— Task requirements —
Retype exactly the lines from the first one through the line with "const points = data.map((v, i)", including both ends; skip any pictures.

— Data block —
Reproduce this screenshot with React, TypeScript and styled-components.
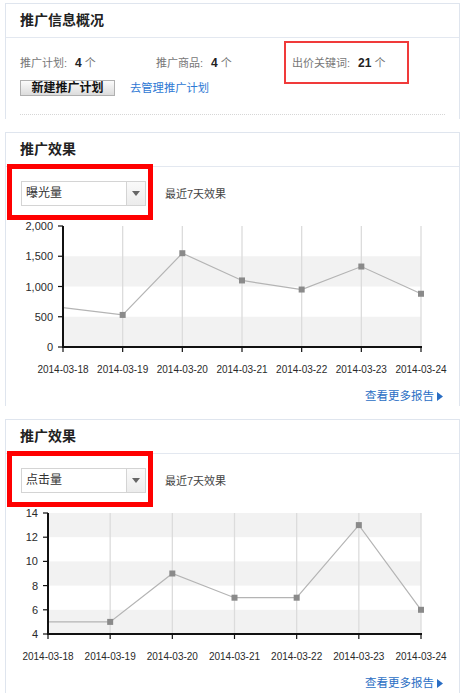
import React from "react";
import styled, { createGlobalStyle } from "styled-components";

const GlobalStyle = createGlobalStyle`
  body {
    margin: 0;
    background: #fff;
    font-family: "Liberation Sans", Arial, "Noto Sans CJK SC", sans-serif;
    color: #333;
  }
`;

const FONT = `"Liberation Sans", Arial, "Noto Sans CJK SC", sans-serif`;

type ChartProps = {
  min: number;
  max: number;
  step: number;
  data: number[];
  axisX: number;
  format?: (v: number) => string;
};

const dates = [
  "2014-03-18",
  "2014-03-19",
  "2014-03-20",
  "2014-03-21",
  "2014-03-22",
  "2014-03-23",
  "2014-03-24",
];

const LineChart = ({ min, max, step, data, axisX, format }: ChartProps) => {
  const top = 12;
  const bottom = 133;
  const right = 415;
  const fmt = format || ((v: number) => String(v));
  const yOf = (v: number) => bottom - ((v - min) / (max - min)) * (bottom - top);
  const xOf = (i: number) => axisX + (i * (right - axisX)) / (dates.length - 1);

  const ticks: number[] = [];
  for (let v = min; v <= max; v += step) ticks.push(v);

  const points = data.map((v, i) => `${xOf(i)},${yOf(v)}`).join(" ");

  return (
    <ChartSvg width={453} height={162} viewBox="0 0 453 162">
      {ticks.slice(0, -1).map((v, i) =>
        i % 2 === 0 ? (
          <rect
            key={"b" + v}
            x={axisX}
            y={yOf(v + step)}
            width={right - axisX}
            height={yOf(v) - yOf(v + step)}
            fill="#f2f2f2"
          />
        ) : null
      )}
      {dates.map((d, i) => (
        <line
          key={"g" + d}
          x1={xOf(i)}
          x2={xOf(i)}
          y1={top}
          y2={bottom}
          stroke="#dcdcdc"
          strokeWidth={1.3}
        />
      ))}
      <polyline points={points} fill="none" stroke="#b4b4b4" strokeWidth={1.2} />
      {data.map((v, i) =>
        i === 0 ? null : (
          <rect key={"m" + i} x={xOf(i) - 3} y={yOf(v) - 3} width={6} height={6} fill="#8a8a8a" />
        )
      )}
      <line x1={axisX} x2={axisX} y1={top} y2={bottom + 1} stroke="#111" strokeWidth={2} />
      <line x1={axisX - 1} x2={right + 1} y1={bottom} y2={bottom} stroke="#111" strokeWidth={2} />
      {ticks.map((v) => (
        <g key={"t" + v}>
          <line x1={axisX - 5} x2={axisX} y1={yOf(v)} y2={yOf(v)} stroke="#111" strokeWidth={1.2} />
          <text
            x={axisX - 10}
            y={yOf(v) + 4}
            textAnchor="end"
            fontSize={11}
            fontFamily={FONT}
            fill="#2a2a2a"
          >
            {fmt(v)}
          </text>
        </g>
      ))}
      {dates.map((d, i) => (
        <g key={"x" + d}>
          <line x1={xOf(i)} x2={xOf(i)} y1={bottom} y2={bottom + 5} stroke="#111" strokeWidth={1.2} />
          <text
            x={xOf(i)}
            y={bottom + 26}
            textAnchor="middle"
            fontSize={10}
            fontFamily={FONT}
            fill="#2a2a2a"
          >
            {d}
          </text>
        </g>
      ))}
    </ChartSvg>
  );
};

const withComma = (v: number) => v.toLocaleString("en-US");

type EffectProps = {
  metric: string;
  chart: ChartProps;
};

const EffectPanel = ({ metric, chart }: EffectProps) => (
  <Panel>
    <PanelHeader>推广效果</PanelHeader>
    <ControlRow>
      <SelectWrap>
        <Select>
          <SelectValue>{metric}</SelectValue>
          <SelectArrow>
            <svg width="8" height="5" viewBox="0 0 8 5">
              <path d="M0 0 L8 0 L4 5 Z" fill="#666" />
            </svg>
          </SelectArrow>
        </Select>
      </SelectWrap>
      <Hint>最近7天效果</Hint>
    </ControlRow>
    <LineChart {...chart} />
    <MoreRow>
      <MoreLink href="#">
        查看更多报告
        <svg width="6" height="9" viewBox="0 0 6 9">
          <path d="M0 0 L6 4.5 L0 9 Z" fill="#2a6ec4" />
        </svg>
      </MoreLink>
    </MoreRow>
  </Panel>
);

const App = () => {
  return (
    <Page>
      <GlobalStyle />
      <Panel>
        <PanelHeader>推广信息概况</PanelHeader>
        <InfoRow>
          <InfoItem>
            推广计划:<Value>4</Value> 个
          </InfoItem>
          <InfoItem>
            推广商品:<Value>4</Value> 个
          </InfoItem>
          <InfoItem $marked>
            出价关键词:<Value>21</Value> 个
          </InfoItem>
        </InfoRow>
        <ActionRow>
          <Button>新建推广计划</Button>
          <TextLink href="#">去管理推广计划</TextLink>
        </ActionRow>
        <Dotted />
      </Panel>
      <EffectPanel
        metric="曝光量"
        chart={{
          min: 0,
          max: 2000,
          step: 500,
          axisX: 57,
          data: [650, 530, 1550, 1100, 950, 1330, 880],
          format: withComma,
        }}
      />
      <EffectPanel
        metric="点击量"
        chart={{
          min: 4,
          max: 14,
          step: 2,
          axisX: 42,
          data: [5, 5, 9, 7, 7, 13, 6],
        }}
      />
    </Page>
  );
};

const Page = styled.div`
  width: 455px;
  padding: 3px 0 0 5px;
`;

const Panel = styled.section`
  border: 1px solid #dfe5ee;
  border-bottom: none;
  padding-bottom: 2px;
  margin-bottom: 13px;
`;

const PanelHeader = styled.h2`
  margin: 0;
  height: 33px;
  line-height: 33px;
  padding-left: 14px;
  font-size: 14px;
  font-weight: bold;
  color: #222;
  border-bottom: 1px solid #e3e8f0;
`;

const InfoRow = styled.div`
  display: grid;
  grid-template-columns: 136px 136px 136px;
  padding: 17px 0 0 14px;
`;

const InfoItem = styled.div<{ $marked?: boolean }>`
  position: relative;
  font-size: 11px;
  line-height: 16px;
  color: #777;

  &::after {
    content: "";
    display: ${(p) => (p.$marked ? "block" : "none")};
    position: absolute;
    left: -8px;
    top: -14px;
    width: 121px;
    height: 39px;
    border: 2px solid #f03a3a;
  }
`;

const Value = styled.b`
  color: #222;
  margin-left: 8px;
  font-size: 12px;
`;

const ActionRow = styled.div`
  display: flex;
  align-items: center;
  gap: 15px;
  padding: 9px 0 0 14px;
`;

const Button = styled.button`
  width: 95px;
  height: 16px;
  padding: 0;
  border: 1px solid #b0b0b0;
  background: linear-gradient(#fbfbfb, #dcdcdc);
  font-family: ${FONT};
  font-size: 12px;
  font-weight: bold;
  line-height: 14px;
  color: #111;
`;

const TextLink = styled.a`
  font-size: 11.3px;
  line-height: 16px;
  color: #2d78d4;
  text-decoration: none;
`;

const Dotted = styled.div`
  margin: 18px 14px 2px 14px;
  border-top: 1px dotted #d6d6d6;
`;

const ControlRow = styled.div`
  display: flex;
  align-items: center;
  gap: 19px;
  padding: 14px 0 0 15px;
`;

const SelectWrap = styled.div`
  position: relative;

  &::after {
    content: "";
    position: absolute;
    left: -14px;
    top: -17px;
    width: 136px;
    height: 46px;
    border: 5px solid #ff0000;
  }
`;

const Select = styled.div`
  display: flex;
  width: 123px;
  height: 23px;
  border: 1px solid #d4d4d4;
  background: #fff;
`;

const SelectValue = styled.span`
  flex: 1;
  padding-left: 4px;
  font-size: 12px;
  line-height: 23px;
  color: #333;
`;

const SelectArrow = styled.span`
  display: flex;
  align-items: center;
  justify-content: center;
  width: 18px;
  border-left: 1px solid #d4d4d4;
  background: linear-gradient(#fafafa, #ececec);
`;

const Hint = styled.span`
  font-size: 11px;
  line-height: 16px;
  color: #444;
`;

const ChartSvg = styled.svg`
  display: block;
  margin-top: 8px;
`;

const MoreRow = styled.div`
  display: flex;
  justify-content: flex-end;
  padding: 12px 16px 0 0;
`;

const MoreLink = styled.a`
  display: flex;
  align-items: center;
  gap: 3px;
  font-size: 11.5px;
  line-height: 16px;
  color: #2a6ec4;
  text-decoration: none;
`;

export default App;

— Exercise result —
Reproduce this screenshot with React, TypeScript and styled-components.
import React from "react";
import styled, { createGlobalStyle } from "styled-components";

const GlobalStyle = createGlobalStyle`
  body {
    margin: 0;
    background: #fff;
    font-family: "Liberation Sans", Arial, "Noto Sans CJK SC", sans-serif;
    color: #333;
  }
`;

const FONT = `"Liberation Sans", Arial, "Noto Sans CJK SC", sans-serif`;

type ChartProps = {
  min: number;
  max: number;
  step: number;
  data: number[];
  axisX: number;
  format?: (v: number) => string;
};

const dates = [
  "2014-03-18",
  "2014-03-19",
  "2014-03-20",
  "2014-03-21",
  "2014-03-22",
  "2014-03-23",
  "2014-03-24",
];

const LineChart = ({ min, max, step, data, axisX, format }: ChartProps) => {
  const top = 12;
  const bottom = 133;
  const right = 415;
  const fmt = format || ((v: number) => String(v));
  const yOf = (v: number) => bottom - ((v - min) / (max - min)) * (bottom - top);
  const xOf = (i: number) => axisX + (i * (right - axisX)) / (dates.length - 1);

  const ticks: number[] = [];
  for (let v = min; v <= max; v += step) ticks.push(v);

  const points = data.map((v, i) => `${xOf(i)},${yOf(v)}`).join(" ");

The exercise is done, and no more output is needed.